Metrics are exposed at http://localhost:9091/metrics in the standard Prometheus text format.
Metric reference
Request counters
| Metric | Type | Labels | Description |
|---|
obleth_requests_total | Counter | admission, status | Total requests by admission class and HTTP status |
admission values: fast (admitted immediately), queued (waited in queue), brownout (degraded after timeout).
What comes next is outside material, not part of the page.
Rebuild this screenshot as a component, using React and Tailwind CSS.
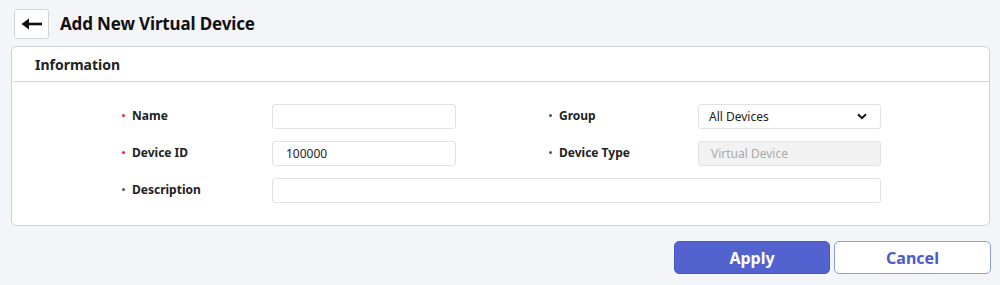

status values: 2xx, 4xx, 5xx.
Token counters
| Metric | Type | Labels | Description |
|---|
obleth_input_tokens_total | Counter | — | Total input tokens processed |
obleth_output_tokens_total | Counter | — | Total output tokens processed |
Latency histograms
| Metric | Type | Labels | Description |
|---|
obleth_ttft_ms | Histogram | — | Time to first token (ms) |
obleth_total_ms | Histogram | — | Total request duration (ms) |
obleth_ttft_ms buckets cover 5ms to 5,000ms. obleth_total_ms buckets cover 10ms to 30,000ms.
Concurrency gauges
| Metric | Type | Labels | Description |
|---|
obleth_in_flight | Gauge | — | Current concurrent in-flight requests |
obleth_queue_depth | Gauge | — | Requests currently waiting in the admission queue |
Reliability
| Metric | Type | Labels | Description |
|---|
obleth_telemetry_dropped | Gauge | — | Telemetry records dropped because the async channel was full |
Cache
| Metric | Type | Labels | Description |
|---|
obleth_cache_lookups_total | Counter | result | Cache lookups by result (hit, miss) |
obleth_cache_tokens_saved_total | Counter | — | Output tokens served from cache (not billed to upstream) |
MCP
| Metric | Type | Labels | Description |
|---|
obleth_mcp_requests_total | Counter | server, status | MCP proxied requests by server name and status |
Example PromQL queries
Request rate by admission class
rate(obleth_requests_total[5m])
Fraction of brownout requests
rate(obleth_requests_total{admission="brownout"}[5m])
/ rate(obleth_requests_total[5m])
P95 time to first token
histogram_quantile(0.95, rate(obleth_ttft_ms_bucket[5m]))
Cache hit rate
rate(obleth_cache_lookups_total{result="hit"}[5m])
/ rate(obleth_cache_lookups_total[5m])
Scrape configuration
scrape_configs:
- job_name: obleth
static_configs:
- targets: ['localhost:9091']
With Prometheus Operator (Helm serviceMonitor.enabled=true):
serviceMonitor:
enabled: true
interval: 15s
path: /metrics
port: metrics